Ils incitent également les collectivités, aidées par les agences de l'eau, à conduire un inventaire des capacités d'ingénierie du grand cycle de l'eau susceptibles d'intervenir sur les problématiques de leur bassin.
Une réelle intégration de la prévention des inondations dans l'urbanisme
Pour y remédier, la mission propose une consultation des documents d'urbanisme par les autorités « gémapiennes » dont le bassin versant est concerné, lors de leur réalisation ou de leur révision. Leur compatibilité avec les stratégies locales de gestion des risques d'inondation pourrait être obligatoire.
Une modification des conditions du dialogue avec l'État
Enfin, la mission incite à consolider le modèle économique de la compétence, mais également de modifier les conditions de dialogue des collectivités avec l'État.

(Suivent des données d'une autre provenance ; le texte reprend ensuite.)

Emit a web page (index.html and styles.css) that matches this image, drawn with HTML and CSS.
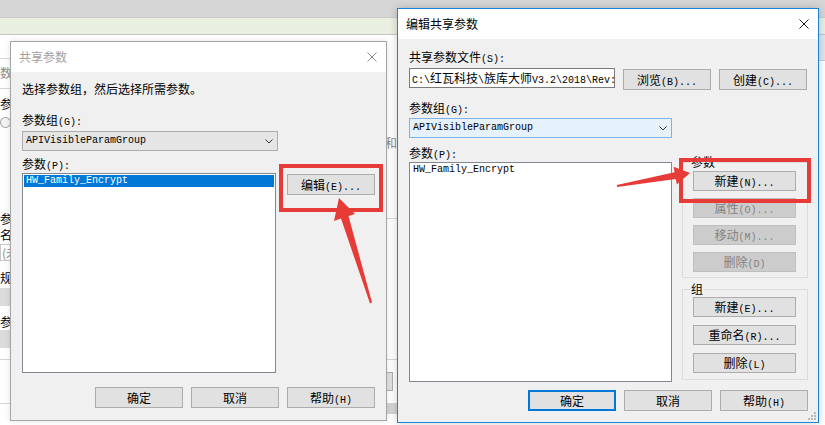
FILE: index.html
```html
<!DOCTYPE html>
<html lang="zh-CN">

<head>
    <meta charset="UTF-8">
    <meta name="viewport" content="width=device-width, initial-scale=1.0">
    <title>编辑共享参数</title>

    <link rel="stylesheet" href="styles.css">
</head>

<body>
    <!-- application window behind the dialogs -->
    <div class="desk">
        <div class="app-bar"></div>
        <div class="app-strip"></div>
        <div class="app-body">
            <div class="bg-win">
                <div class="bg-col bg-col-left">
                    <div class="bg-tabbar"></div>
                    <p class="bg-text bg-faint bg-t1">数据</p>
                    <div class="bg-rule bg-r1"></div>
                    <p class="bg-text bg-t2">参数</p>
                    <span class="bg-radio"></span>
                    <p class="bg-text bg-t3">参数</p>
                    <p class="bg-text">名称</p>
                    <div class="bg-field">(未</div>
                    <p class="bg-text bg-t4">规格</p>
                    <div class="bg-field bg-field-gray bg-f2"></div>
                    <p class="bg-text bg-t5">参数</p>
                    <div class="bg-field bg-field-gray"></div>
                    <div class="bg-rule bg-r2"></div>
                    <div class="bg-rule bg-r3"></div>
                </div>
                <div class="bg-col bg-col-right">
                    <p class="bg-text bg-faint bg-t6">和</p>
                    <div class="bg-rule bg-r4"></div>
                    <div class="bg-rule bg-r5"></div>
                    <div class="bg-btn"></div>
                    <div class="bg-bar"></div>
                </div>
            </div>
            <div class="bg-side">
                <div class="bg-band"></div>
            </div>
        </div>
    </div>

    <!-- 共享参数 (inactive) -->
    <section class="dlg dlg-share">
        <header class="dlg-title">
            <span>共享参数</span>
            <svg class="close" width="10" height="10" viewBox="0 0 10 10">
                <path d="M0.5 0.5 L9.5 9.5 M9.5 0.5 L0.5 9.5" />
            </svg>
        </header>
        <div class="share-body">
            <p class="lbl">选择参数组，然后选择所需参数。</p>
            <p class="lbl share-lbl-g">参数组<span class="m">(G):</span></p>
            <div class="combo share-combo">
                <span class="m">APIVisibleParamGroup</span>
                <svg class="chevron" width="8" height="5" viewBox="0 0 8 5">
                    <polyline points="0.5,0.5 4,4 7.5,0.5" />
                </svg>
            </div>
            <p class="lbl share-lbl-p">参数<span class="m">(P):</span></p>
            <div class="share-main">
                <ul class="list share-list">
                    <li class="m selected">HW_Family_Encrypt</li>
                </ul>
                <button class="btn share-edit">编辑<span class="m">(E)...</span></button>
            </div>
            <div class="footer share-footer">
                <button class="btn">确定</button>
                <button class="btn">取消</button>
                <button class="btn">帮助<span class="m">(H)</span></button>
            </div>
        </div>
    </section>

    <!-- 编辑共享参数 (active) -->
    <section class="dlg dlg-edit">
        <header class="dlg-title">
            <span>编辑共享参数</span>
            <svg class="close close-active" width="10" height="10" viewBox="0 0 10 10">
                <path d="M0.5 0.5 L9.5 9.5 M9.5 0.5 L0.5 9.5" />
            </svg>
        </header>
        <div class="edit-body">
            <p class="lbl">共享参数文件<span class="m">(S):</span></p>
            <div class="file-row">
                <div class="path"><span class="m">C:\</span>红瓦科技<span class="m">\</span>族库大师<span class="m">V3.2\2018\Rev:</span></div>
                <button class="btn">浏览<span class="m">(B)...</span></button>
                <button class="btn">创建<span class="m">(C)...</span></button>
            </div>
            <div class="edit-main">
                <p class="lbl edit-lbl-g">参数组<span class="m">(G):</span></p>
                <div class="combo combo-hot edit-combo">
                    <span class="m">APIVisibleParamGroup</span>
                    <svg class="chevron" width="8" height="5" viewBox="0 0 8 5">
                        <polyline points="0.5,0.5 4,4 7.5,0.5" />
                    </svg>
                </div>
                <p class="lbl edit-lbl-p">参数<span class="m">(P):</span></p>
                <ul class="list edit-list">
                    <li class="m">HW_Family_Encrypt</li>
                </ul>
                <div class="side">
                    <fieldset class="group">
                        <legend>参数</legend>
                        <div class="group-btns">
                            <button class="btn btn-side">新建<span class="m">(N)...</span></button>
                            <button class="btn btn-side" disabled>属性<span class="m">(O)...</span></button>
                            <button class="btn btn-side" disabled>移动<span class="m">(M)...</span></button>
                            <button class="btn btn-side" disabled>删除<span class="m">(D)</span></button>
                        </div>
                    </fieldset>
                    <fieldset class="group group-2">
                        <legend>组</legend>
                        <div class="group-btns group-btns-2">
                            <button class="btn btn-side">新建<span class="m">(E)...</span></button>
                            <button class="btn btn-side">重命名<span class="m">(R)...</span></button>
                            <button class="btn btn-side">删除<span class="m">(L)</span></button>
                        </div>
                    </fieldset>
                </div>
            </div>
            <div class="footer edit-footer">
                <button class="btn btn-default">确定</button>
                <button class="btn">取消</button>
                <button class="btn">帮助<span class="m">(H)</span></button>
            </div>
        </div>
        <svg class="grip" width="8" height="8" viewBox="0 0 8 8">
            <rect x="6" y="0" width="2" height="2" />
            <rect x="3" y="3" width="2" height="2" />
            <rect x="6" y="3" width="2" height="2" />
            <rect x="0" y="6" width="2" height="2" />
            <rect x="3" y="6" width="2" height="2" />
            <rect x="6" y="6" width="2" height="2" />
        </svg>
    </section>

    <!-- red annotation marks drawn over the screenshot -->
    <svg class="marks" width="825" height="425" viewBox="0 0 825 425">
        <rect x="281" y="166" width="100" height="44" />
        <polygon points="339,198 355,214 348.5,216 372,302.5 370,303.5 341,218.5 334,221" />
        <rect x="681" y="160" width="128" height="41" />
        <polygon points="690,173 676.8,184.5 675.8,179 617.2,187 616.8,185 674.6,172.2 673.6,166.7" />
    </svg>
</body>

</html>
```

FILE: styles.css
```css
* {
    box-sizing: border-box;
}

body {
    margin: 0;
    width: 825px;
    height: 425px;
    position: relative;
    overflow: hidden;
    background: #ffffff;
    font-family: "Noto Sans CJK SC", sans-serif;
    font-size: 12px;
    line-height: 16px;
    color: #000;
}

p {
    margin: 0;
}

.m {
    font-family: "Liberation Mono", monospace;
    font-size: 10px;
    line-height: 10px;
}

.lbl {
    height: 16px;
    white-space: nowrap;
}

/* background window */
.desk {
    position: absolute;
    inset: 0;
    display: flex;
    flex-direction: column;
}

.app-bar {
    height: 18px;
    background: #d6d6d6;
    border-bottom: 1px solid #c8c8c8;
}

.app-strip {
    height: 17px;
    background: #e9f0e2;
    border-bottom: 1px solid #c4c4c4;
}

.app-body {
    flex: 1;
    display: flex;
}

.bg-win {
    width: 397px;
    display: flex;
    justify-content: space-between;
    overflow: hidden;
}

.bg-col {
    width: 30px;
    display: flex;
    flex-direction: column;
}

.bg-tabbar {
    height: 24px;
    border-bottom: 1px solid #d9d9d9;
}

.bg-text {
    height: 16px;
    white-space: nowrap;
}

.bg-faint {
    color: #8a8a8a;
}

.bg-t1 {
    margin-top: 6px;
}

.bg-rule {
    border-top: 1px solid #d6d6d6;
}

.bg-r1 {
    margin-top: 7px;
}

.bg-t2 {
    margin-top: 7px;
}

.bg-radio {
    width: 11px;
    height: 11px;
    margin-top: 5px;
    border: 1px solid #9a9a9a;
    border-radius: 50%;
    background: #f4f4f4;
}

.bg-t3 {
    margin-top: 83px;
}

.bg-field {
    height: 17px;
    margin-top: 1px;
    padding-left: 1px;
    border: 1px solid #c8c8c8;
    color: #8a8a8a;
    line-height: 15px;
    white-space: nowrap;
}

.bg-field-gray {
    height: 18px;
    margin-top: 0;
    border: none;
    background: #dcdcdc;
}

.bg-t4 {
    margin-top: 9px;
}

.bg-f2 {
    margin-top: 2px;
}

.bg-t5 {
    margin-top: 8px;
}

.bg-r2 {
    margin-top: 11px;
}

.bg-r3 {
    margin-top: 43px;
}

.bg-col-right {
    width: 24px;
}

.bg-t6 {
    margin-top: 100px;
    padding-left: 12px;
}

.bg-r4 {
    margin-top: 67px;
}

.bg-r5 {
    margin-top: 140px;
}

.bg-btn {
    width: 20px;
    height: 19px;
    margin-top: 12px;
    border: 1px solid #adadad;
    background: #e1e1e1;
}

.bg-bar {
    height: 11px;
    margin-top: 12px;
    background: #d4d4d4;
}

.bg-side {
    flex: 1;
}

.bg-band {
    height: 26px;
    background: #dfe5ec;
    border-bottom: 1px solid #c9ced4;
}

/* dialogs */
.dlg {
    position: absolute;
    display: flex;
    flex-direction: column;
    background: #f0f0f0;
}

.dlg-share {
    left: 10px;
    top: 41px;
    width: 377px;
    height: 380px;
    border: 1px solid #a5a5a5;
    box-shadow: 0 0 6px rgba(0, 0, 0, 0.12);
}

.dlg-edit {
    left: 397px;
    top: 8px;
    width: 422px;
    height: 415px;
    border: 1px solid #1c84d6;
    box-shadow: 0 0 8px rgba(0, 0, 0, 0.2);
}

.dlg-title {
    height: 30px;
    flex-shrink: 0;
    display: flex;
    align-items: center;
    justify-content: space-between;
    padding: 0 9px 0 8px;
    background: #ffffff;
}

.dlg-share .dlg-title {
    color: #a0a0a0;
}

.close path {
    stroke: #8c8c8c;
    stroke-width: 1;
    fill: none;
}

.close-active path {
    stroke: #1a1a1a;
}

.grip {
    position: absolute;
    right: 2px;
    bottom: 2px;
}

.grip rect {
    fill: #b9b9b9;
}

/* controls */
.btn {
    width: 88px;
    height: 21px;
    padding: 0;
    border: 1px solid #adadad;
    background: #e1e1e1;
    font-family: inherit;
    font-size: 12px;
    line-height: 16px;
    color: #000;
    white-space: nowrap;
}

.btn-default {
    border: 2px solid #0078d7;
}

.btn-side {
    width: 103px;
    height: 20px;
}

.btn:disabled {
    background: #cccccc;
    border-color: #bfbfbf;
    color: #838383;
}

.combo {
    height: 20px;
    display: flex;
    align-items: center;
    justify-content: space-between;
    padding: 0 4px 0 3px;
    border: 1px solid #adadad;
    background: #e5e5e5;
}

.combo-hot {
    border-color: #7eb4ea;
    background: #e5f1fb;
}

.chevron polyline {
    fill: none;
    stroke: #333;
    stroke-width: 1;
}

.list {
    margin: 0;
    padding: 1px;
    list-style: none;
    border: 1px solid #828790;
    background: #ffffff;
}

.list li {
    height: 12px;
    padding-left: 2px;
    line-height: 12px;
}

.list li.selected {
    background: #0078d7;
    color: #ffffff;
}

.footer {
    display: flex;
    justify-content: flex-end;
    gap: 8px;
}

/* 共享参数 layout */
.share-body {
    padding: 9px 11px 0 11px;
}

.share-lbl-g {
    margin-top: 15px;
}

.share-combo {
    width: 256px;
    margin-top: 3px;
}

.share-lbl-p {
    margin-top: 5px;
}

.share-main {
    display: flex;
    align-items: flex-start;
    margin-top: 1px;
}

.share-list {
    width: 254px;
    height: 200px;
}

.share-edit {
    margin: 1px 0 0 11px;
}

.share-footer {
    margin-top: 14px;
}

/* 编辑共享参数 layout */
.edit-body {
    padding: 10px 10px 0 11px;
}

.file-row {
    display: flex;
    align-items: flex-start;
    gap: 8px;
    margin-top: 3px;
}

.path {
    width: 206px;
    height: 20px;
    padding-left: 2px;
    border: 1px solid #7a7a7a;
    background: #ffffff;
    line-height: 18px;
    white-space: nowrap;
    overflow: hidden;
}

.file-row .btn {
    margin-top: 1px;
}

.edit-main {
    display: grid;
    grid-template-columns: 263px 126px;
    column-gap: 10px;
}

.edit-lbl-g {
    grid-column: 1;
    margin-top: 10px;
}

.edit-combo {
    grid-column: 1;
    margin-top: 2px;
}

.edit-lbl-p {
    grid-column: 1;
    grid-row: 3;
    margin-top: 7px;
}

.edit-list {
    grid-column: 1;
    grid-row: 4;
    height: 220px;
    margin-top: 1px;
}

.side {
    grid-column: 2;
    grid-row: 3 / 5;
    padding-top: 16px;
}

.group {
    margin: 0;
    padding: 0 11px 5px 10px;
    border: 1px solid #dcdcdc;
}

.group legend {
    margin-left: -3px;
    padding: 0 1px;
    font-size: 12px;
    line-height: 16px;
}

.group-btns {
    display: flex;
    flex-direction: column;
    gap: 7px;
    margin-top: 1px;
}

.group-2 {
    margin-top: 3px;
    padding-bottom: 6px;
}

.group-btns-2 {
    gap: 8px;
    margin-top: 0;
}

.edit-footer {
    margin-top: 8px;
}

/* annotation overlay */
.marks {
    position: absolute;
    left: 0;
    top: 0;
    pointer-events: none;
}

.marks rect {
    fill: none;
    stroke: #e63b36;
    stroke-width: 4;
}

.marks polygon {
    fill: #e63b36;
}
```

« L'État doit se préparer à un dialogue avec les collectivités territoriales plus équilibré en compétences qu'aujourd'hui, sur la question de l'intégration proportionnée de la prévention des risques dans l'aménagement du territoire et les questions de constructibilité, notamment par la prise en compte de leurs analyses dans les prescriptions qu'il retiendra en matière de PPR [Plan prévention des risques], estiment les hauts fonctionnaires. Cela suppose notamment d'intégrer, de façon proportionnée, la prévention des risques dans la politique d'aménagement du territoire et de veiller à l'effectivité des dispositions réglementaires prévues pour associer plus étroitement les collectivités territoriales à l'élaboration des plans de prévention des risques ».